All parameters of water quality used in each index are presented in Table 2 below.

Table 2

Parameters used in each index.

	NSF WQI	CCME WQI 8 Parameters	CCME WQI 14 Parameters	OWQI
1	Total solids	Total solids	Total solids	Total solids
2	Temperature	Temperature	Temperature	Temperature
3	pH	pH	pH	pH
4	DO	DO	DO	DO
5	BOD	BOD	BOD	BOD
6	Nitrate	Nitrate	Nitrate	Ammonia and nitrate
7	Total phosphorus	Total phosphorus	Total phosphorus	Total phosphate
8	Fecal coliform	Fecal coliform	Fecal coliform	Fecal coliform
9			COD
10			Oil and Grease
11			Detergent
12			Phenol
13			Free Chlorine
14			Total Coliform

Determining the most suitable WQI assessment method for the Citarum River

To determine the most suitable WQI assessment method for assessing the water quality status of the Citarum River, the advantages and disadvantages of each method were considered concerning the water quality monitoring process (the amount and frequency of testing needed and the type of monitoring parameters required), the WQI determination process (the calculation process required and evidence from the literature), as well as the WQI.

Correlation matrix

The correlation matrix was used to determine the relationship between water quality parameters and the result of water quality index.

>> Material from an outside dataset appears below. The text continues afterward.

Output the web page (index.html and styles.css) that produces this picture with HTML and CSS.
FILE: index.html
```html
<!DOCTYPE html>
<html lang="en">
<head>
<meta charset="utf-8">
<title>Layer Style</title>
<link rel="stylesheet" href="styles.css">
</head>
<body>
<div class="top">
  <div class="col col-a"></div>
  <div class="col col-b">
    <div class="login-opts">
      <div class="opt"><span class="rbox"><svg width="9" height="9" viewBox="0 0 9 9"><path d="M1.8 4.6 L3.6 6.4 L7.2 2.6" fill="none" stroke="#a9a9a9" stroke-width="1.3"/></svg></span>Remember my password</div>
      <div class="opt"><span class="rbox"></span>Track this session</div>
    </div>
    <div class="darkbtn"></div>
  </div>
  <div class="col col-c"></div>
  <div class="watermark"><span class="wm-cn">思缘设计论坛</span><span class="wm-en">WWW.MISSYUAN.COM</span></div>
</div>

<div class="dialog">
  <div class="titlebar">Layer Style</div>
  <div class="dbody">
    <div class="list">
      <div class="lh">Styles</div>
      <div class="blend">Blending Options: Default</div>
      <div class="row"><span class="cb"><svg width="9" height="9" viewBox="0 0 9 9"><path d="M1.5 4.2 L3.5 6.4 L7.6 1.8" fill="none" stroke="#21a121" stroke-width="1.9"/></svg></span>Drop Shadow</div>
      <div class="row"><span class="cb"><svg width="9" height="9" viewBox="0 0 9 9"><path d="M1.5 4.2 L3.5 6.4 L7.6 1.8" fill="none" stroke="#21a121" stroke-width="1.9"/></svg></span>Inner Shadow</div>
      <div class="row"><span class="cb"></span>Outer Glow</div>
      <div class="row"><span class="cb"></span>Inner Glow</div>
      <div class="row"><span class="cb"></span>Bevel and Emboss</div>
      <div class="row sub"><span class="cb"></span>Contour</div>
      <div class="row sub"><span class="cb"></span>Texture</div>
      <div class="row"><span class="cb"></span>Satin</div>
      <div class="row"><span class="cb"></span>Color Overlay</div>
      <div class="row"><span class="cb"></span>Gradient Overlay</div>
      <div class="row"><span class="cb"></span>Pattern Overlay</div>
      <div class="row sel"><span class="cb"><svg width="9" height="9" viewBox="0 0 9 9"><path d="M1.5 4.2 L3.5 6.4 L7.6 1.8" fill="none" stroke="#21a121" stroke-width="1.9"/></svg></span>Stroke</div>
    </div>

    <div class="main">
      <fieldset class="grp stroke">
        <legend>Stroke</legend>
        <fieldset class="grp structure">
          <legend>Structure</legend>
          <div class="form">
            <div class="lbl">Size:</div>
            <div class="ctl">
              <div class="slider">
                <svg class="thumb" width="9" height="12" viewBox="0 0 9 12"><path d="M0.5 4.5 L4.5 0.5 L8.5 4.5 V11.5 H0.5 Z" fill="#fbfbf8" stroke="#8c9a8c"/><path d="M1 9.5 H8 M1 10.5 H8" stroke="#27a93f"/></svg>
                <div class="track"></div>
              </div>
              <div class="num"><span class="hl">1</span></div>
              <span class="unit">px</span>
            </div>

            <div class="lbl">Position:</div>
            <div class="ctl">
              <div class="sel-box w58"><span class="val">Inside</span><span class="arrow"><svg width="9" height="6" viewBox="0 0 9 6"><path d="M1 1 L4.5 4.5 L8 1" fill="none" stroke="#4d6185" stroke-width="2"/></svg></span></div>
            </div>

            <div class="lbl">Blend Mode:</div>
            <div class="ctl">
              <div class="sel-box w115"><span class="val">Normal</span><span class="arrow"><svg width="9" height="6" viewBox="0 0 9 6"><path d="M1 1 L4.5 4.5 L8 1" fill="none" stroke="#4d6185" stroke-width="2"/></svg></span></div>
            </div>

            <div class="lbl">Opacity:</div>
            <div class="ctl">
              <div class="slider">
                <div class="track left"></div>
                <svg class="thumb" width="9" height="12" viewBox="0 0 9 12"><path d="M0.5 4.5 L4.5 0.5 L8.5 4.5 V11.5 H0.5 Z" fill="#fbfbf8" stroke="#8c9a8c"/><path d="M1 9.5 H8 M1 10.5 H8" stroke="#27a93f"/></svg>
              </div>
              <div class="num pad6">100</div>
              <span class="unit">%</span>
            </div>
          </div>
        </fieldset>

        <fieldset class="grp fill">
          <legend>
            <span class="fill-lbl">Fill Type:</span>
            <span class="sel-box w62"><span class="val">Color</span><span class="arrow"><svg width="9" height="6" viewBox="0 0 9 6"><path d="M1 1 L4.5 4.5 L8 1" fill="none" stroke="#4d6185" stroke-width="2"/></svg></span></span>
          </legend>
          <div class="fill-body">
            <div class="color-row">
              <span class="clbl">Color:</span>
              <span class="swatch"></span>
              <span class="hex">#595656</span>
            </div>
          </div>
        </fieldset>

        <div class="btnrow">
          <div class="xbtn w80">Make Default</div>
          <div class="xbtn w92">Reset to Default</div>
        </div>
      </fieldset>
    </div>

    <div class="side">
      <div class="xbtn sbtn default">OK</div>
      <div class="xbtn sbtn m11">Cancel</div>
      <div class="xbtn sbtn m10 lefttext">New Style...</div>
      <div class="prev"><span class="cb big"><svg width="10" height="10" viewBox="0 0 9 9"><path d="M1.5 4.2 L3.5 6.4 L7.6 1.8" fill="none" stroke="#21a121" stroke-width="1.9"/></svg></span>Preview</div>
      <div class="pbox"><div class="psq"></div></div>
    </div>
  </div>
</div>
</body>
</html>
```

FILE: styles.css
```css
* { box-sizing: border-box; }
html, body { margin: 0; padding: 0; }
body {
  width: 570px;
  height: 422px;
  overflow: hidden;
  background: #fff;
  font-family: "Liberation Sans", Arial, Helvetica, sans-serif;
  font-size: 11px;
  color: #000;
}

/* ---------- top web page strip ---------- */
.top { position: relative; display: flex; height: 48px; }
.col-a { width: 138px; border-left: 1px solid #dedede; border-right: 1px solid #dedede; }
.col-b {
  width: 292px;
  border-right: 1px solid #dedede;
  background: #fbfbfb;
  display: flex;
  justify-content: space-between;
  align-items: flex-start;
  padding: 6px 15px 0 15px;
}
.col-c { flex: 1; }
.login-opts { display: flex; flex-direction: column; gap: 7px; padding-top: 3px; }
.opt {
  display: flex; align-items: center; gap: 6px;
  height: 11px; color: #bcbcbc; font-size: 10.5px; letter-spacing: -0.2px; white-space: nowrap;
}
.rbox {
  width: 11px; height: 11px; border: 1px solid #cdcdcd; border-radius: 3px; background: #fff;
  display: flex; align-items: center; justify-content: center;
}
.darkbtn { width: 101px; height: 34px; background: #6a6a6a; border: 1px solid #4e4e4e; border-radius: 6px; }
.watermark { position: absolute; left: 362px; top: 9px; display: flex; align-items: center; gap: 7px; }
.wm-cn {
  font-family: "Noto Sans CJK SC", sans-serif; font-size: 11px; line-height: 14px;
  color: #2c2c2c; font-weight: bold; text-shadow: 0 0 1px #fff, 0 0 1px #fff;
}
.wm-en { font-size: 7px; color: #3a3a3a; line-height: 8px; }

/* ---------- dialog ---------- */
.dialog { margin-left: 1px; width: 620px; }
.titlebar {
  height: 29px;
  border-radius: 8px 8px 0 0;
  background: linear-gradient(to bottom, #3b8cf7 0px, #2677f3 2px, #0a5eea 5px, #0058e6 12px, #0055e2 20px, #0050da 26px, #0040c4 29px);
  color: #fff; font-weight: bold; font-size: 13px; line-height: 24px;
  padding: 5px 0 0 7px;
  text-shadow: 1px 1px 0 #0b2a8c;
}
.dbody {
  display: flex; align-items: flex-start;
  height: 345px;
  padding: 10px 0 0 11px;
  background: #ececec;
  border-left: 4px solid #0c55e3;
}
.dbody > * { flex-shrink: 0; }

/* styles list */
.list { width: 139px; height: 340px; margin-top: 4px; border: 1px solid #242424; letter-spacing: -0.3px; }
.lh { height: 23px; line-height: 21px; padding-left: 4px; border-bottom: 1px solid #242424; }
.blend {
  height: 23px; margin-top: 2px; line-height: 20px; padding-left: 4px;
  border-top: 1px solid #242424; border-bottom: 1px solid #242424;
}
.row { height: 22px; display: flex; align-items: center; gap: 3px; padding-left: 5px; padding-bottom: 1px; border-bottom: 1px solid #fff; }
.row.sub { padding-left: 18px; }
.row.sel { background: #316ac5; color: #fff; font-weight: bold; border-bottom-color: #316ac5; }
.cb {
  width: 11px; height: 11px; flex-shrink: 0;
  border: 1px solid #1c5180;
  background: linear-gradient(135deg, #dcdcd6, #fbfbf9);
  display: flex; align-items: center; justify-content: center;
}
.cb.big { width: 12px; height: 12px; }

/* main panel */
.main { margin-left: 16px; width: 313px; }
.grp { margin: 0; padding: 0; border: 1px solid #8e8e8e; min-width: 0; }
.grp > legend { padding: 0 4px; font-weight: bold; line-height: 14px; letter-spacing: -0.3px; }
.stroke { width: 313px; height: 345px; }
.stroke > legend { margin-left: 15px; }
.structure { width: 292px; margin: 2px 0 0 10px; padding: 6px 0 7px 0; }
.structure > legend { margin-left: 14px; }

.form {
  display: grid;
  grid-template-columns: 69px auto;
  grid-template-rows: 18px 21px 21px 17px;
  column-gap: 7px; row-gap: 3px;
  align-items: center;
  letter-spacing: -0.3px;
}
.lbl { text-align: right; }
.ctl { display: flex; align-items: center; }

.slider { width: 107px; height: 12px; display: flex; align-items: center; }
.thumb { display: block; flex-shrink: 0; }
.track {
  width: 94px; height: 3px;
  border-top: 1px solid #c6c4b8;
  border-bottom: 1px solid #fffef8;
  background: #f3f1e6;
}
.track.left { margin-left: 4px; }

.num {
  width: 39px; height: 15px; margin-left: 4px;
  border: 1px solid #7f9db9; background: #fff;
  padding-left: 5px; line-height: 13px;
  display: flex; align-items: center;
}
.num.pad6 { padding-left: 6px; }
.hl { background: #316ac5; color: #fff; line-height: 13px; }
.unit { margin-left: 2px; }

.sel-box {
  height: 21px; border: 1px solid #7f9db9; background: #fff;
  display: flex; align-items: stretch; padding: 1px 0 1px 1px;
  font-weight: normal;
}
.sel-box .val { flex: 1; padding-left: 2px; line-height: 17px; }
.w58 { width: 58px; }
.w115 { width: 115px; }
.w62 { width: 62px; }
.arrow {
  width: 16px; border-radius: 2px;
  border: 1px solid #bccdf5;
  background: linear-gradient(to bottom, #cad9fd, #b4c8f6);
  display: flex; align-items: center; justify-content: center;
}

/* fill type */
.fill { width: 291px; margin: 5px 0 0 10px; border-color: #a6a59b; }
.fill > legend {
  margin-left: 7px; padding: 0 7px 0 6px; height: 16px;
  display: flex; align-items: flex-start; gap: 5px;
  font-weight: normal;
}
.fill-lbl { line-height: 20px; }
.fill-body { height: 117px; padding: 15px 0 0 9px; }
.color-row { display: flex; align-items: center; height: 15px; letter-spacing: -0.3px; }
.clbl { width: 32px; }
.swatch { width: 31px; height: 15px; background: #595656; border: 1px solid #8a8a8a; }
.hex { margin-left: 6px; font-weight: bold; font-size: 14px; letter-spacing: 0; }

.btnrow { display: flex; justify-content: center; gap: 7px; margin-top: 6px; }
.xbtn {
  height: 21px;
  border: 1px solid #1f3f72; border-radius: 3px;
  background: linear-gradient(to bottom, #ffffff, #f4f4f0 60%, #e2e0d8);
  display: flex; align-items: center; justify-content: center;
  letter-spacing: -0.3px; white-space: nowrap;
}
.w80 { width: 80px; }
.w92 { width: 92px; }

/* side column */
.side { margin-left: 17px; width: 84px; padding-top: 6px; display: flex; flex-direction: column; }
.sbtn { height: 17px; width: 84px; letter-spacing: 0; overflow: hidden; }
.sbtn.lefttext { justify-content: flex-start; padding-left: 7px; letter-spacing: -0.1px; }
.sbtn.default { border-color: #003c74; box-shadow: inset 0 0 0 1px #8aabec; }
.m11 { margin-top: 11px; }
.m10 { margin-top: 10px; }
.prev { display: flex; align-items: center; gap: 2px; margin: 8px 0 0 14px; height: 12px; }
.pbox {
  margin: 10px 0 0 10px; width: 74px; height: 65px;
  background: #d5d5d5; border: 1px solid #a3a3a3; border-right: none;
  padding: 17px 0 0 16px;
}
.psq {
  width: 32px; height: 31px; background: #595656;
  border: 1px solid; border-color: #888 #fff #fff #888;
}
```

The correlation matrix used SPSS during dry, normal, and wet years.

Results

Wet vs. dry months

The WQI and water quality status of the Citarum River during the wet and dry months was obtained using the three WQI assessment methods presented in Table 3 and Figure 2.

Table 3

The Citarum River's WQI and water quality status for wet and dry months.

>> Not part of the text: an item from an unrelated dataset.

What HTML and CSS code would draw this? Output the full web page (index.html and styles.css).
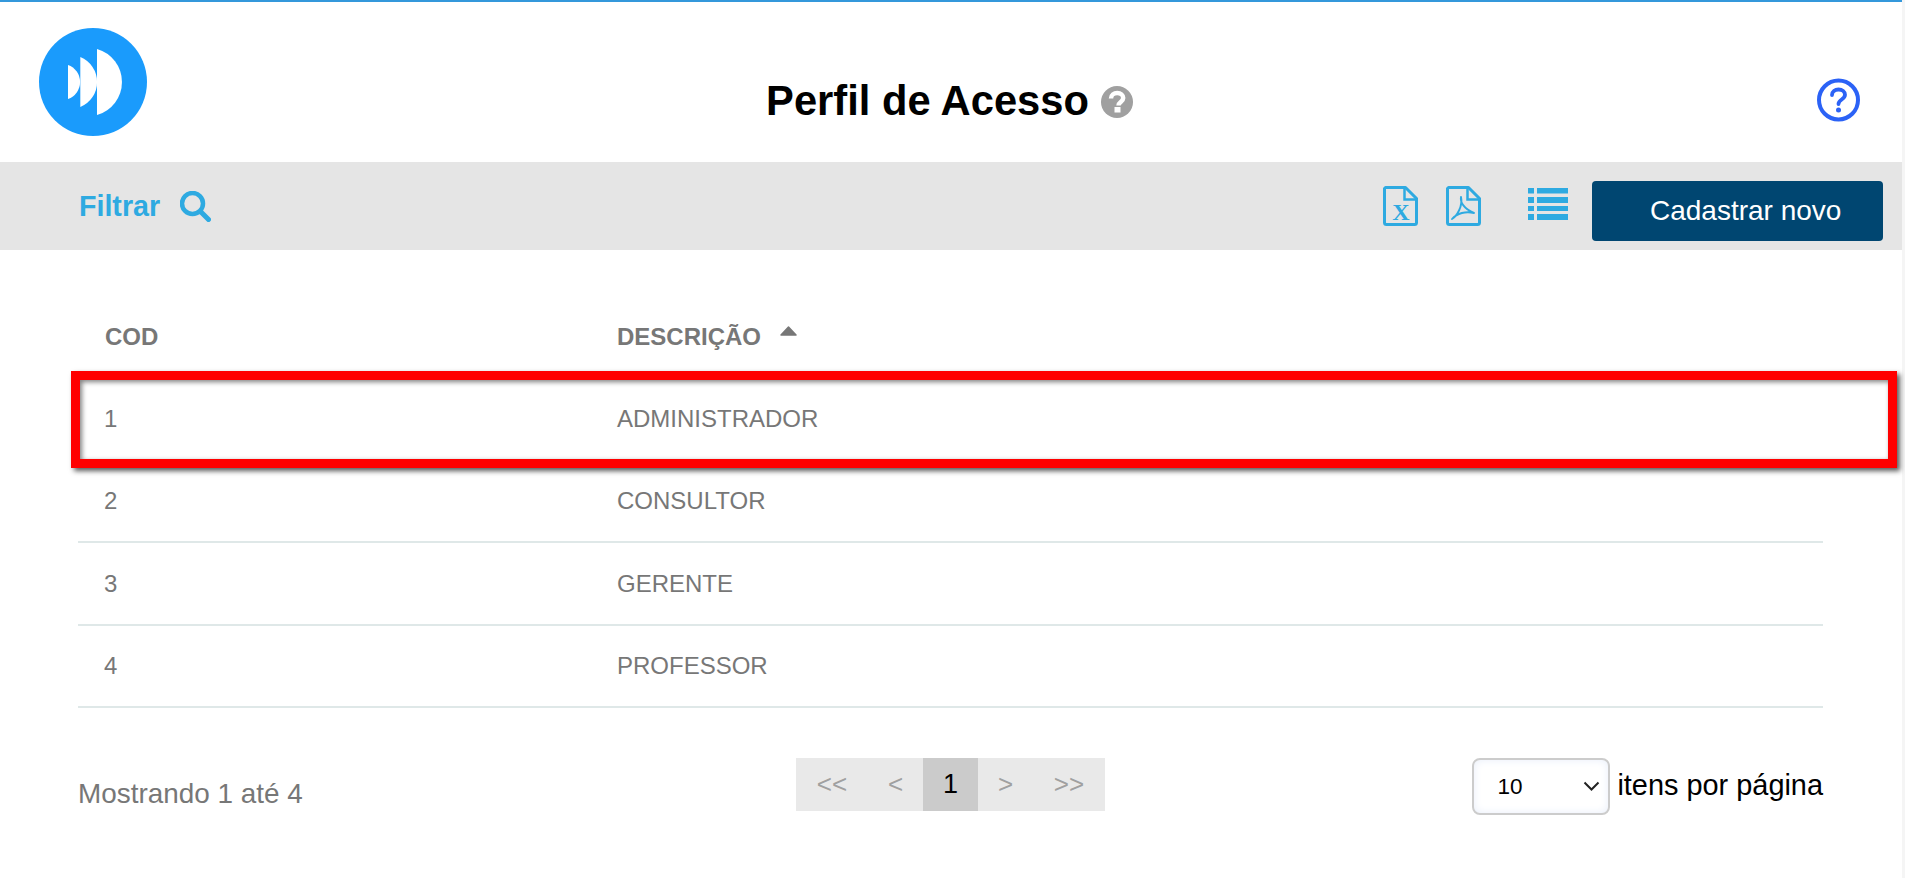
FILE: index.html
```html
<!DOCTYPE html>
<html lang="pt-BR">
<head>
<meta charset="utf-8">
<title>Perfil de Acesso</title>
<link rel="stylesheet" href="styles.css">
</head>
<body>
<div class="page">
  <header class="header">
    <svg class="logo" viewBox="0 0 108 108" aria-label="Logo">
      <circle cx="54" cy="54" r="54" fill="#1a9bfc"/>
      <path d="M29 37A18 18 0 0 1 29 71Z" fill="#fff"/>
      <path d="M41.300 29A27 27 0 0 1 41.300 79Z" fill="#fff"/>
      <path d="M58 21A34.300 34.300 0 0 1 58 87Z" fill="#fff"/>
    </svg>
    <div class="title-wrap">
      <h1 class="title">Perfil de Acesso</h1>
      <svg class="title-help" viewBox="0 0 32 32" aria-hidden="true">
        <circle cx="16" cy="16" r="16" fill="#a0a0a0"/>
        <path d="M10 12.500C10 9 13 7 16.200 7c3.500 0 6 2 6 5 0 4-4.700 4-4.700 7.500" fill="none" stroke="#fff" stroke-width="4.500"/>
        <rect x="13.500" y="21" width="6" height="5.500" fill="#fff"/>
      </svg>
    </div>
    <svg class="help" viewBox="0 0 43 44" aria-label="Ajuda">
      <circle cx="21.500" cy="22" r="19.500" fill="none" stroke="#2b62f6" stroke-width="4"/>
      <path d="M15 17C15 13.500 18 11.500 21.500 11.500c3.700 0 6.500 2 6.500 5.300 0 4.700-6.500 4.700-6.500 9.200" fill="none" stroke="#2b62f6" stroke-width="3.800" stroke-linecap="round"/>
      <circle cx="21.500" cy="32" r="2.500" fill="#2b62f6"/>
    </svg>
  </header>

  <div class="toolbar">
    <div class="filter">
      <span class="filter-label">Filtrar</span>
      <svg class="filter-icon" viewBox="0 0 31 31" aria-hidden="true">
        <circle cx="12.500" cy="12.500" r="10.500" fill="none" stroke="#2eaae1" stroke-width="4.500"/>
        <path d="M20.500 20.500L28.500 28.500" stroke="#2eaae1" stroke-width="5" stroke-linecap="round"/>
      </svg>
    </div>
    <div class="actions">
      <svg class="file-icon" viewBox="0 0 35 40" aria-label="Excel">
        <path d="M2.500 1.500H22.500L33.500 12.500V36.500A2 2 0 0 1 31.500 38.500H3.500A2 2 0 0 1 1.500 36.500V2.500Z" fill="none" stroke="#2eaae1" stroke-width="3" stroke-linejoin="round"/>
        <path d="M21.500 1.500V13.500H33.500" fill="none" stroke="#2eaae1" stroke-width="2.500"/>
        <text class="file-x" x="18" y="33.500" text-anchor="middle">X</text>
      </svg>
      <svg class="file-icon file-pdf" viewBox="0 0 35 40" aria-label="PDF">
        <path d="M2.500 1.500H22.500L33.500 12.500V36.500A2 2 0 0 1 31.500 38.500H3.500A2 2 0 0 1 1.500 36.500V2.500Z" fill="none" stroke="#2eaae1" stroke-width="3" stroke-linejoin="round"/>
        <path d="M21.500 1.500V13.500H33.500" fill="none" stroke="#2eaae1" stroke-width="2.500"/>
        <path d="M15 11C14 16 18 23 28 27C20 25 11 27 6 33C11 30 17 20 15 11Z" fill="none" stroke="#2eaae1" stroke-width="1.900" stroke-linejoin="round"/>
      </svg>
      <svg class="list-icon" viewBox="0 0 40 32" aria-label="Lista">
        <path d="M0 0H6V5.500H0ZM9 0H40V5.500H9ZM0 9H6V15H0ZM9 9H40V15H9ZM0 18H6V23H0ZM9 18H40V23H9ZM0 26H6V32H0ZM9 26H40V32H9Z" fill="#2eaae1"/>
      </svg>
      <button class="primary" type="button">Cadastrar novo</button>
    </div>
  </div>

  <main class="content">
    <div class="table-wrap">
      <table class="table">
        <thead>
          <tr>
            <th class="col-cod">COD</th>
            <th>DESCRIÇÃO<svg class="sort" viewBox="0 0 17 10" aria-hidden="true"><path d="M8.500 1L16 9H1Z" fill="#777" stroke="#777" stroke-width="1.500" stroke-linejoin="round"/></svg></th>
          </tr>
        </thead>
        <tbody>
          <tr class="row-first"><td>1</td><td>ADMINISTRADOR</td></tr>
          <tr><td>2</td><td>CONSULTOR</td></tr>
          <tr><td>3</td><td>GERENTE</td></tr>
          <tr><td>4</td><td>PROFESSOR</td></tr>
        </tbody>
      </table>
      <div class="highlight"></div>
    </div>

    <div class="footer">
      <div class="showing">Mostrando 1 até 4</div>
      <nav class="pager">
        <span class="page-item page-wide">&lt;&lt;</span>
        <span class="page-item page-narrow">&lt;</span>
        <span class="page-item page-active">1</span>
        <span class="page-item page-narrow">&gt;</span>
        <span class="page-item page-wide">&gt;&gt;</span>
      </nav>
      <div class="per-page">
        <div class="select-wrap">
          <select class="select">
            <option>10</option>
            <option>25</option>
            <option>50</option>
          </select>
          <svg class="chevron" viewBox="0 0 17 10" aria-hidden="true">
            <path d="M1.500 1.500L8.500 8.500L15.500 1.500" fill="none" stroke="#222" stroke-width="2"/>
          </svg>
        </div>
        <span class="per-page-label">itens por página</span>
      </div>
    </div>
  </main>
</div>
</body>
</html>
```

FILE: styles.css
```css
* {
  box-sizing: border-box;
}

html,
body {
  margin: 0;
  height: 100%;
  overflow: hidden;
}

body {
  background: #f5f5f5;
  font-family: "Liberation Sans", Arial, sans-serif;
}

.page {
  width: 1902px;
  height: 100%;
  background: #fff;
  border-top: 2px solid #3498db;
}

.header {
  height: 160px;
  display: grid;
  grid-template-columns: 1fr auto 1fr;
  align-items: start;
  padding: 26px 42px 0 39px;
}

.logo {
  width: 108px;
  height: 108px;
  display: block;
}

.title-wrap {
  display: flex;
  align-items: center;
  gap: 12px;
  margin-top: 48px;
  height: 50px;
}

.title {
  margin: 0;
  font-size: 41.700px;
  font-weight: 700;
  line-height: 50px;
  color: #000;
}

.title-help {
  width: 32px;
  height: 32px;
  margin-top: 2px;
}

.help {
  width: 43px;
  height: 44px;
  justify-self: end;
  margin-top: 50px;
}

.toolbar {
  height: 88px;
  background: #e5e5e5;
  display: flex;
  justify-content: space-between;
  align-items: flex-start;
  padding: 21px 19px 0 79px;
}

.filter {
  display: flex;
  align-items: center;
  gap: 20px;
  height: 46px;
}

.filter-label {
  font-size: 28.600px;
  font-weight: 700;
  color: #2eaae1;
}

.filter-icon {
  width: 31px;
  height: 31px;
}

.actions {
  display: flex;
  align-items: flex-start;
  margin-top: -2px;
}

.file-icon {
  width: 35px;
  height: 40px;
  margin-top: 5px;
}

.file-pdf {
  margin-left: 28px;
}

.file-x {
  font-family: "Liberation Serif", serif;
  font-size: 24px;
  font-weight: 700;
  fill: #2eaae1;
}

.list-icon {
  width: 40px;
  height: 32px;
  margin: 7px 24px 0 47px;
}

.primary {
  width: 291px;
  height: 60px;
  border: 0;
  border-radius: 4px;
  background: #004671;
  color: #fff;
  font-family: inherit;
  font-size: 28px;
  text-align: left;
  padding: 0 0 0 58px;
}

.content {
  width: 1745px;
  margin-left: 78px;
  padding-top: 45px;
}

.table-wrap {
  position: relative;
}

.table {
  width: 100%;
  border-collapse: collapse;
  table-layout: fixed;
  color: #777;
  font-size: 24px;
}

.table th {
  height: 82px;
  padding: 2px 0 0 27px;
  text-align: left;
  font-weight: 700;
  font-size: 24px;
}

.table th + th {
  padding-left: 26px;
}

.col-cod {
  width: 513px;
}

.table td {
  height: 82.500px;
  padding: 1px 0 0 26px;
  border-bottom: 2px solid #dfe8e8;
}

.table .row-first td {
  padding-top: 3px;
}

.sort {
  width: 17px;
  height: 10px;
  margin-left: 19px;
  vertical-align: 9px;
}

.highlight {
  position: absolute;
  left: -7px;
  top: 76px;
  width: 1826px;
  height: 97px;
  border: 9px solid #f00;
  box-shadow: 3px 3px 5px rgba(0, 0, 0, 0.65), inset 2px 2px 5px rgba(0, 0, 0, 0.5);
}

.footer {
  display: grid;
  grid-template-columns: 1fr auto 1fr;
  align-items: start;
  padding-top: 50px;
}

.showing {
  font-size: 27.900px;
  color: #777;
  margin-top: 20px;
}

.pager {
  display: flex;
  height: 53px;
  background: #e9e9e9;
  color: #a0a0a0;
  font-size: 26px;
}

.page-item {
  display: flex;
  align-items: center;
  justify-content: center;
}

.page-wide {
  width: 72px;
}

.page-narrow {
  width: 55px;
}

.page-active {
  width: 55px;
  background: #cbcbcb;
  color: #000;
  font-size: 27px;
}

.per-page {
  display: flex;
  align-items: center;
  justify-content: flex-end;
  gap: 7px;
}

.select-wrap {
  position: relative;
}

.select {
  display: block;
  width: 138px;
  height: 57px;
  border: 2px solid #ccc;
  border-radius: 8px;
  background: #fff;
  box-shadow: inset 0 0 9px #e8eefa;
  appearance: none;
  padding: 0 0 0 23px;
  font-family: inherit;
  font-size: 22.500px;
  color: #000;
}

.chevron {
  position: absolute;
  right: 10px;
  top: 23px;
  width: 17px;
  height: 10px;
  pointer-events: none;
}

.per-page-label {
  font-size: 28.900px;
  color: #000;
  margin-top: -3px;
}
```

Monitoring Point	MonthType	Water Quality Index	Water Quality Status	Monitoring Point	MonthType	Water Quality Index	Water Quality Status
National Sanitation Foundation Water Quality Index (NSF WQI)				Canadian Council of Minister of the Environment Water Quality Index (CCME WQI) with 14 Parameters
1	Wet	62.348	Fair	1	Wet	27.760	Bad
	Dry	60.903	Fair		Dry	27.693	Bad
2	Wet	57.116	Fair	2	Wet	26.874	Bad
	Dry	38.212	Bad		Dry	12.683	Bad
3	Wet	51.459	Fair	3	Wet	22.507	Bad
	Dry	41.153	Bad		Dry	16.240	Bad
4	Wet	49.089	Bad	4	Wet	21.231	Bad
	Dry	38.886	Bad		Dry	15.406	Bad
Canadian Council of Minister of the Environment Water Quality Index (CCME WQI) with 8 Parameters				Oregon Water Quality Index (OWQI)
1	Wet	33.127	Bad	1	Wet	24.563	Very Bad
	Dry	31.503	Bad		Dry	18.827	Very Bad
2	Wet	29.883	Bad	2	Wet	15.837	Very Bad
	Dry	12.849	Bad		Dry	12.518	Very Bad
3	Wet	26.677	Bad	3	Wet	14.431	Very Bad
	Dry	18.905	Bad		Dry	11.528	Very Bad
4	Wet	25.535	Bad	4	Wet	13.898	Very Bad
	Dry	17.666	Bad		Dry	11.528	Very Bad

Figure 2

The Citarum River's WQI results for wet and dry months based on (a) NSF WQI; (b) CCME WQI with 14 water quality parameters; (c) CCME WQI with 8 water quality parameters; and (d) OWQI.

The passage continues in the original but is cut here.